- **Short task**: Gather, from the data below, each line in which the word "size" occurs.
- - -
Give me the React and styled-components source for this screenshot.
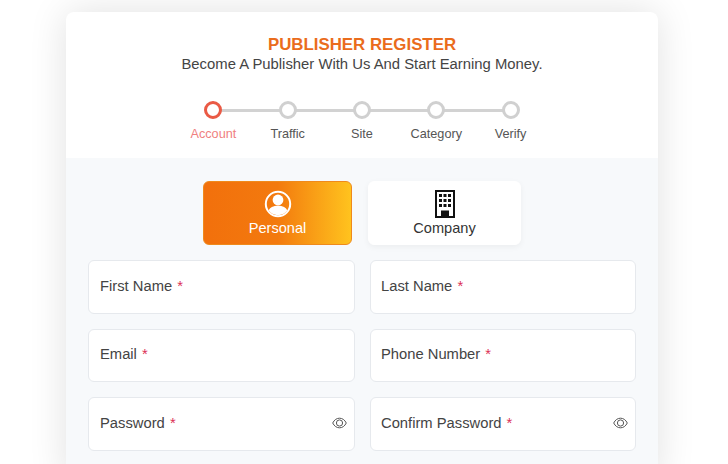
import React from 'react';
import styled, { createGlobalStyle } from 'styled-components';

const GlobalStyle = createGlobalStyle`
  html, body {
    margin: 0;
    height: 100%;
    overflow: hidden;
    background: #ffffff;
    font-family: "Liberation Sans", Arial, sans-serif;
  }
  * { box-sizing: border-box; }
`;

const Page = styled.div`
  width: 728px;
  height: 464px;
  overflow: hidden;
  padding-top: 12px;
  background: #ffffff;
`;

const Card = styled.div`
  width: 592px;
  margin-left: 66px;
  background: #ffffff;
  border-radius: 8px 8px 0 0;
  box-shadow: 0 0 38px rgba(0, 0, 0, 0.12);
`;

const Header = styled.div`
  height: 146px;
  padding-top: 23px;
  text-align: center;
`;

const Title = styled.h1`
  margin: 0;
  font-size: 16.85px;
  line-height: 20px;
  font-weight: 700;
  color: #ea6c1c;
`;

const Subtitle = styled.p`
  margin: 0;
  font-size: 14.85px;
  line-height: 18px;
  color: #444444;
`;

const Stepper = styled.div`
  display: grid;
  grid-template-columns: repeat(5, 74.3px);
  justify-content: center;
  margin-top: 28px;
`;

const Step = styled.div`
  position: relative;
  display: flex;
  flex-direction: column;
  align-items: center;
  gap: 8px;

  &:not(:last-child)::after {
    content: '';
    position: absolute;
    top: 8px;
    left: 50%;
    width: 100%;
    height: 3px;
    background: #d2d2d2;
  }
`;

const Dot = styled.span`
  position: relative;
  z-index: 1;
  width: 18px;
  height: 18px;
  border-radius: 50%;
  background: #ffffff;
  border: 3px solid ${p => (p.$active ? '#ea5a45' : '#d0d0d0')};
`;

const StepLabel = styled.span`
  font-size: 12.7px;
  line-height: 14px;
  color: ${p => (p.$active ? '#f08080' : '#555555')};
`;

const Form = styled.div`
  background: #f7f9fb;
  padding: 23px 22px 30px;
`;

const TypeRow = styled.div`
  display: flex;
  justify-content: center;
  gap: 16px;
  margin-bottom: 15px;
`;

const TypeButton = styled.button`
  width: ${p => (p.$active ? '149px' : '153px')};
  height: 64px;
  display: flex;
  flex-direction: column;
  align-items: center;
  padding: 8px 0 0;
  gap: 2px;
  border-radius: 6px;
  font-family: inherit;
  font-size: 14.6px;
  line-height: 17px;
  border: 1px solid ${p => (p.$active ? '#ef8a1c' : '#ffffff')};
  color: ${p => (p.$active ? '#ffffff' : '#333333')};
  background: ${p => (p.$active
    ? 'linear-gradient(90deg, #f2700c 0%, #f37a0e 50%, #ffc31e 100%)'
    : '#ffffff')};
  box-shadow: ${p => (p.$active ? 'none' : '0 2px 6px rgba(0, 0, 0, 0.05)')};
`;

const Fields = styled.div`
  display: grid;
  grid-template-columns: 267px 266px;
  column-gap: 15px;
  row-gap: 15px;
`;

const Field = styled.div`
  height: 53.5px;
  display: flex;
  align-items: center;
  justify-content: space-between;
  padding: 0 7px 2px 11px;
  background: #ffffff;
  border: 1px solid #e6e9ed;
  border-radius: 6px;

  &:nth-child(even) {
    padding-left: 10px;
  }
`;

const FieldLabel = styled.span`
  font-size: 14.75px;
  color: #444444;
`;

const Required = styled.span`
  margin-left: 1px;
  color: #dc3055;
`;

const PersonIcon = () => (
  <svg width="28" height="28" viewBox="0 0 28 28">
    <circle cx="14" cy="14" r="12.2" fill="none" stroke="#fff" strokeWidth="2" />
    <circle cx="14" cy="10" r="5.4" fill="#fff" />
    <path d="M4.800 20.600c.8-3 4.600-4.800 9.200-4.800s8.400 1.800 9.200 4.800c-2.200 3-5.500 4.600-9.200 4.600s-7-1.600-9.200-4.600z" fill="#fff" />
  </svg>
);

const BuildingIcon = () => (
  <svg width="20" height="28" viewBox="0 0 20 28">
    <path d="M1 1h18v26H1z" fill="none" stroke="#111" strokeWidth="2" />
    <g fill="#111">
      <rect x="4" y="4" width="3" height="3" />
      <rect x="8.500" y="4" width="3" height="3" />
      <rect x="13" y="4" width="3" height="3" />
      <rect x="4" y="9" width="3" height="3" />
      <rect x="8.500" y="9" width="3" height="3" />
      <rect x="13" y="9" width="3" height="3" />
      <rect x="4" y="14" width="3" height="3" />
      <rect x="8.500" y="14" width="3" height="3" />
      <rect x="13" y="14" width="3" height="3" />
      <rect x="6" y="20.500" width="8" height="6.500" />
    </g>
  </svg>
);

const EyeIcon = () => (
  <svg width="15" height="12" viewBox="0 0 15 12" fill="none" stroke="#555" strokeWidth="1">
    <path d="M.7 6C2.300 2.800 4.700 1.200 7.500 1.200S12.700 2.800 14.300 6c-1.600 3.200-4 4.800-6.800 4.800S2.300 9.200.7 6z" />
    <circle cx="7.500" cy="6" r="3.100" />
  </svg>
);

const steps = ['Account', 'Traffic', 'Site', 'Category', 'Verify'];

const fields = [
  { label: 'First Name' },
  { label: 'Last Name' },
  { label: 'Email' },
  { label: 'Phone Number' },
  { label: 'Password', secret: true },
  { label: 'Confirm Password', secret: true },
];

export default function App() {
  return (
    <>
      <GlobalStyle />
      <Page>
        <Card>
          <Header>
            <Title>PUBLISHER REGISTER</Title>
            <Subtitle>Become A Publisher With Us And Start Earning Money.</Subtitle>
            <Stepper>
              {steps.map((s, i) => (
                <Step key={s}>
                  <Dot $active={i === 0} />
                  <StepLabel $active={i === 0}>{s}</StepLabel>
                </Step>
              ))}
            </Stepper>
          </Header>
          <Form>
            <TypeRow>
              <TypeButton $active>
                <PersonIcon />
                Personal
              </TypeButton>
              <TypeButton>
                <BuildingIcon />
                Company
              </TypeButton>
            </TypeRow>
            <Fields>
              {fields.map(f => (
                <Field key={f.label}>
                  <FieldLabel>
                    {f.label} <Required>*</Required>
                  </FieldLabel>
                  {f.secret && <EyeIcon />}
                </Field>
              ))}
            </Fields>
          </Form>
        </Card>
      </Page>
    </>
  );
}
- - -
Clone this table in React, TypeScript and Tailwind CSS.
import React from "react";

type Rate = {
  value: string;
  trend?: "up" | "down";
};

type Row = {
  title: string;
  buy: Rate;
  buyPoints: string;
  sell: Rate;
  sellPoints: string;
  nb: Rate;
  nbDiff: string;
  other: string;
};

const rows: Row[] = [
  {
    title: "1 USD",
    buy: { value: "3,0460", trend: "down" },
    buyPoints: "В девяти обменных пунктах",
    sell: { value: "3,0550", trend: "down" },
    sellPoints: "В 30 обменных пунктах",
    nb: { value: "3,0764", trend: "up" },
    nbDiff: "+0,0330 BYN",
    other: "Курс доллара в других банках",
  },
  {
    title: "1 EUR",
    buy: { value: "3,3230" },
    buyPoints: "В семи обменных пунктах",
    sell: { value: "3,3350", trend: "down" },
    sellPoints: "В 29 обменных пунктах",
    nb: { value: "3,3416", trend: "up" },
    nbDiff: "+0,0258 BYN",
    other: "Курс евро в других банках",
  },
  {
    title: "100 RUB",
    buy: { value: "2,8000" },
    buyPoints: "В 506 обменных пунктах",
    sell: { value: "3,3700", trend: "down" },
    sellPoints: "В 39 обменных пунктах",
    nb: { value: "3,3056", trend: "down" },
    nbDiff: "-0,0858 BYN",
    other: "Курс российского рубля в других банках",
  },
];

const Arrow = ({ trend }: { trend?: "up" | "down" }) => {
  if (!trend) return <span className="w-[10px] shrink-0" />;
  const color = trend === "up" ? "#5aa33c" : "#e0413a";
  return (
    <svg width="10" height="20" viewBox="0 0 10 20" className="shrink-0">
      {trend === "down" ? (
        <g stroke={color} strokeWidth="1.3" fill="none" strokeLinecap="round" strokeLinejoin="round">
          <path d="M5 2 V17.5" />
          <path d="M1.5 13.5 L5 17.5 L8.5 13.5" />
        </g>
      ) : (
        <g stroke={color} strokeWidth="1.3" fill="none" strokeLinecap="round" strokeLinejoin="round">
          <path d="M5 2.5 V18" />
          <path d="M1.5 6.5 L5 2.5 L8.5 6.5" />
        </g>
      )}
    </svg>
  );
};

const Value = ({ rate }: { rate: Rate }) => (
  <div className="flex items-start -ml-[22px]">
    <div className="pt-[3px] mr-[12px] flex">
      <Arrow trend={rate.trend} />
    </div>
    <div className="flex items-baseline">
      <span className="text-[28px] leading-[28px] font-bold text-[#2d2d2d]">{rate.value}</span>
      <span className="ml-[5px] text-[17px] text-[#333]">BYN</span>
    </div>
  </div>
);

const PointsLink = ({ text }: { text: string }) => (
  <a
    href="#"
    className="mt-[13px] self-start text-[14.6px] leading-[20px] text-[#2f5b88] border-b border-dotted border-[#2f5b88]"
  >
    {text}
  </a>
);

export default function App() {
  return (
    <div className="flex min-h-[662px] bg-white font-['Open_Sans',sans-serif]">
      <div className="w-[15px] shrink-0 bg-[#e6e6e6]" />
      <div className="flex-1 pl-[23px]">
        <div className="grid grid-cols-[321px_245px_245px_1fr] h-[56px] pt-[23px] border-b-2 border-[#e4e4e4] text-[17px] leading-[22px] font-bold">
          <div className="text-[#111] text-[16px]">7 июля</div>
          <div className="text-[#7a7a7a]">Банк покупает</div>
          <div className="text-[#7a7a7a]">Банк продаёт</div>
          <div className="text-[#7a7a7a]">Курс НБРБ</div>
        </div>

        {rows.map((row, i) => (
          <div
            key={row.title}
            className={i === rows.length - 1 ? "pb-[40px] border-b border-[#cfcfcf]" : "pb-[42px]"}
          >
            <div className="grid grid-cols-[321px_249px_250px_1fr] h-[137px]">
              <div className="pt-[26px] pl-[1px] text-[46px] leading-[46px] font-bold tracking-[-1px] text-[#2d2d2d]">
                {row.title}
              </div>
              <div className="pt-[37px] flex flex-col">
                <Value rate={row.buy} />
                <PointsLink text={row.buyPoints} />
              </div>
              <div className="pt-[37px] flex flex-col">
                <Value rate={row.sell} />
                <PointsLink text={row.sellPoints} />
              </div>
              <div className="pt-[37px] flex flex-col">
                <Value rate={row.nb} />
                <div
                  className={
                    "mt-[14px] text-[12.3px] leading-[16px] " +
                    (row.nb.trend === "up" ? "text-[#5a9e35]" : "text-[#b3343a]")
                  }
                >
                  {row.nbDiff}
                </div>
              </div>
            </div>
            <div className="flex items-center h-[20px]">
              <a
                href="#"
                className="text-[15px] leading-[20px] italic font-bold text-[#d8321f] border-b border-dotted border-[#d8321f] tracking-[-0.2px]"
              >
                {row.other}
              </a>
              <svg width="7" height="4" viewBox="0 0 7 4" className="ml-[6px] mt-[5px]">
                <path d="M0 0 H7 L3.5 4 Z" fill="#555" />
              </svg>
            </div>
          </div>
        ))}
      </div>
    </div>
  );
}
- - -
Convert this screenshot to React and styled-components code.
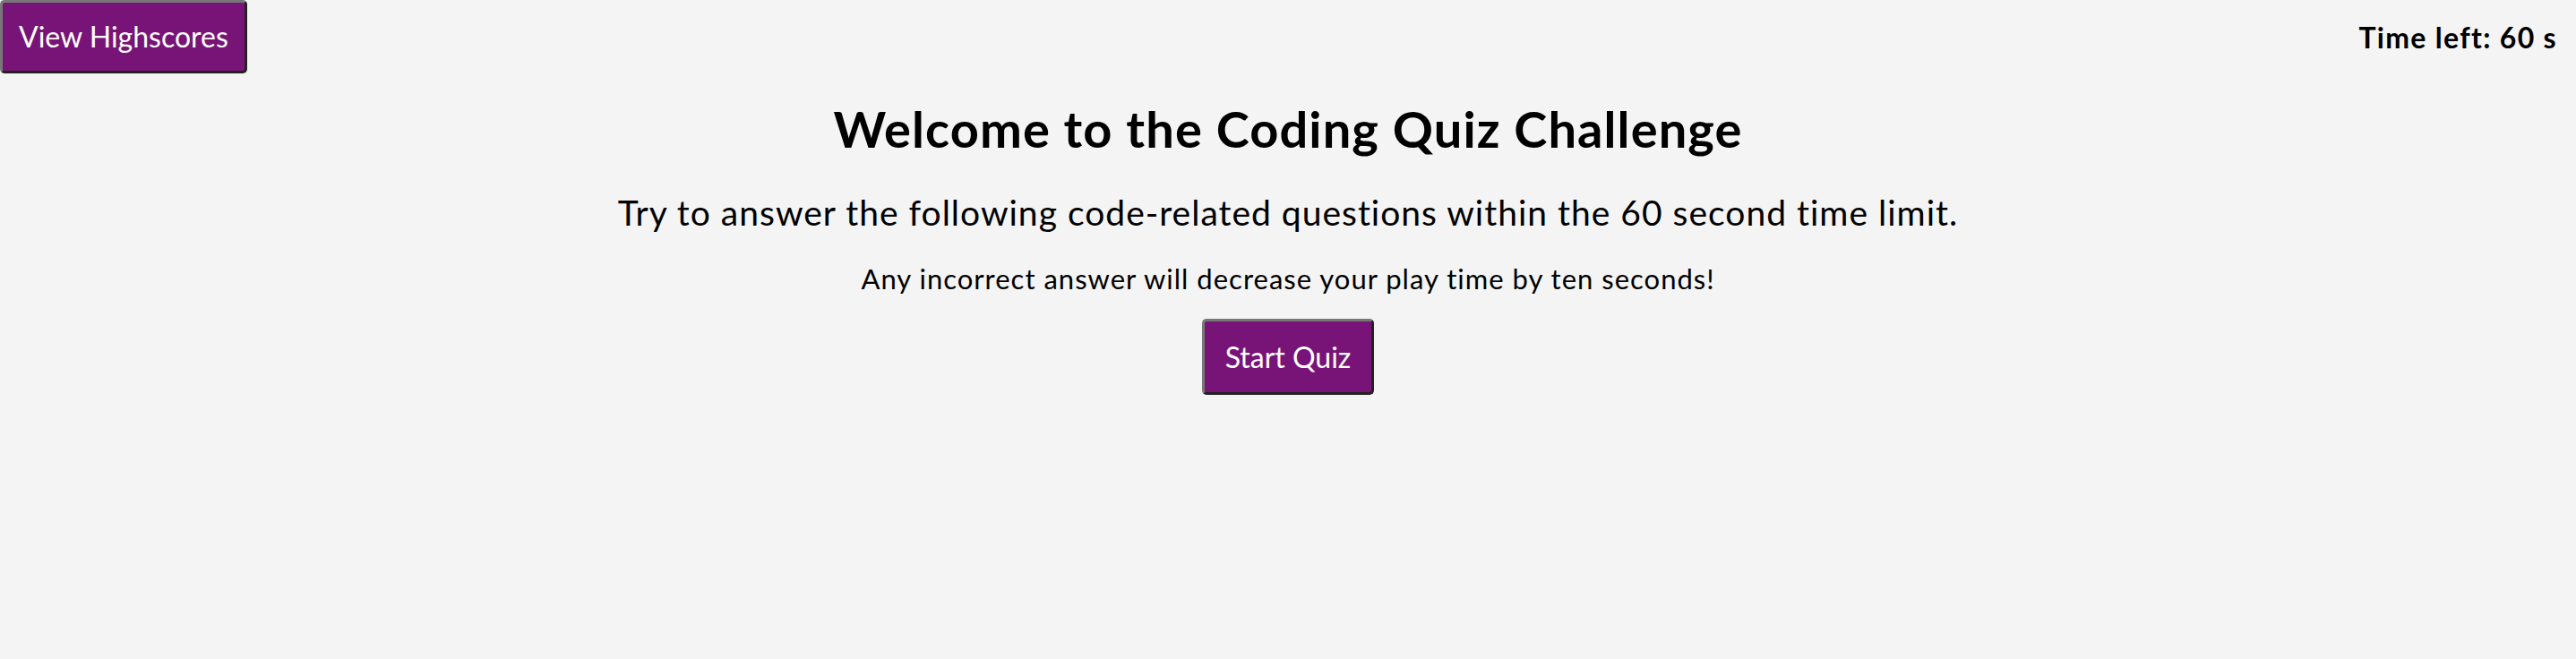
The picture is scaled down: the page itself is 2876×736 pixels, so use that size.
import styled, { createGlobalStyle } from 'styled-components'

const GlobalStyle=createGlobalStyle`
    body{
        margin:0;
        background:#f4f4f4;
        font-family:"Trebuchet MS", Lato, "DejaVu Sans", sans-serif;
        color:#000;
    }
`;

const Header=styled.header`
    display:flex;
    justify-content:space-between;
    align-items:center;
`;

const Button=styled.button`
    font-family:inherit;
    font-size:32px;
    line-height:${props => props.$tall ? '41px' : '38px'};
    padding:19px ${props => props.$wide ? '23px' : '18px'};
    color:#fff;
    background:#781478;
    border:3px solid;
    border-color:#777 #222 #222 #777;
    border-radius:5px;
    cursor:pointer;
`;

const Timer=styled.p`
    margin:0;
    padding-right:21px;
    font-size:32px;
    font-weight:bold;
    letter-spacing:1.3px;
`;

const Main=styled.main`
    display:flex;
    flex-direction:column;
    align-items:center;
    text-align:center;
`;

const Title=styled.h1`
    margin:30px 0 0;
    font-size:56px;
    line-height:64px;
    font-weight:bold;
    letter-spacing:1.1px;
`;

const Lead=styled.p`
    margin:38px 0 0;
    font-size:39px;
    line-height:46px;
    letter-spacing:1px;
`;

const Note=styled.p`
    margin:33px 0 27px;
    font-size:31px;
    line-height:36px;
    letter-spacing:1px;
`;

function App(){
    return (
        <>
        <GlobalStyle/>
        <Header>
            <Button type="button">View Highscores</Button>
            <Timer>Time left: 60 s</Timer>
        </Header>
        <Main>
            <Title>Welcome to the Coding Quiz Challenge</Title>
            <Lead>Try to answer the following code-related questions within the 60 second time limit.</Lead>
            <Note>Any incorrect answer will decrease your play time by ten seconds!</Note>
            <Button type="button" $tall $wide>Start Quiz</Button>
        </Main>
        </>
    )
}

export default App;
- - -
- **Answer for this exercise**:
  font-size: 16.85px;
  font-size: 14.85px;
  font-size: 12.7px;
  font-size: 14.6px;
  font-size: 14.75px;
The picture is scaled down: the page itself is 2876×736 pixels, so use that size.
    font-size:32px;
    font-size:32px;
    font-size:56px;
    font-size:39px;
    font-size:31px;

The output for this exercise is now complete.